ISABELLA MIGANI | DUBLIN, IRELAND | POST 2
Featured image: The coastal town of Howth!
Hello again from Dublin—I’m still here, send help!
If you’re like me, a little shoreline gal from coastal Connecticut, you probably aren’t too keen on city living. I feel you! You’re heard! Although it’s pretty sleepy around here, if you aren’t awoken at ungodly hours by cranes dropping large metal beams without a care in the world, then you aren’t living in central Dublin.
Instead of fall break at Trinity, there’s something called “reading week”; a week where you’re supposed to catch up on all the reading both you and the academic administration knows you weren’t doing. Essentially, it’s like Vassar’s fall break but shorter and slightly more disappointing. I sure did put my reading week to good use, and thought instead of doing any work whatsoever I’d make it Halloween themed and visit every macabre and slightly spooky attraction I could squeeze out of Dublin (oddly enough, that seemed to entail a lot of naturally preserved mummies and dead people).

My first stop was the Killingham Gaol, a jail used for the execution and
imprisonment of the Easter rebellion conspirators among other political prisoners. Politics, super spooky. It was definitely an interesting tour, though, but it got a little bit too depressing when the guide informed us that exactly on the spot we were standing near the beginning was the execution site of about sixteen people. A very strange way to start a Monday morning.

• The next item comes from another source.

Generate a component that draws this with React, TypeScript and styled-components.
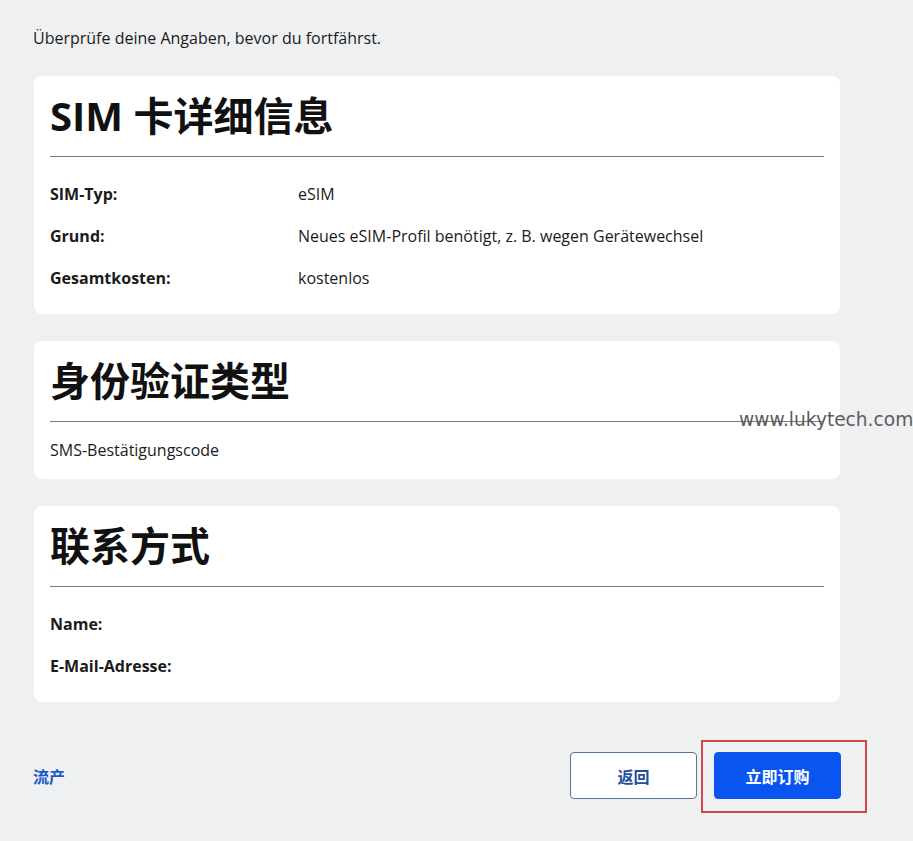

My second stop was to see the bog bodies of the Irish archaeology museum for approximately the fifth time since I’ve been here. For being in an Irish bog for 3000 years, most of the bodies have better-kept fingernails than almost all of the living teenagers I know (probably a higher level of hygiene also). The process of bog body preservation is incredibly complex and only happens in several parts of the bogs of Europe, and more often than not they are preserved with their hair and clothes still intact. The bog body with the biggest flex, in my opinion, is the Clonycavan man. After 1000 years, his fresh topknot containing the remnants of imported French resin gel is still almost perfectly intact. I’d like to imagine that the fact that his hairstyle, a hairstyle that obviously took him a great amount of time, outlasted all the crusades would make him extremely happy.
My final stop was a trip to the Irish natural history museum, AKA the worst
taxidermy capital of the entire planet. The building itself hasn’t changed in about 200 years, and I’m pretty sure they haven’t received any new additions in that time period either. Because most taxidermists of the 17th and 18th centuries had no idea what the animals they were working with looked like in real life at all in any capacity, the results of their labor were, simply put, not good. I feel bad for laughing at their work, but some of them are so bad they will most definitely haunt your nightmares for the rest of your natural life. I have included several of my favorite examples.


In addition to weird taxidermy, the museum was also so poorly run to the point of being a little funny. You’d be walking along and you’d notice several of their precious gem displays just fell in their case and the display cards were simply placed next to the fallen exhibit. I’d call that next-level efficiency for sure. However, maybe I’m simply just not advanced enough to
understand their organization methods, I’ll guess I’ll never know.
Goodbye from Dublin—someone please send American KFC, I am desperate.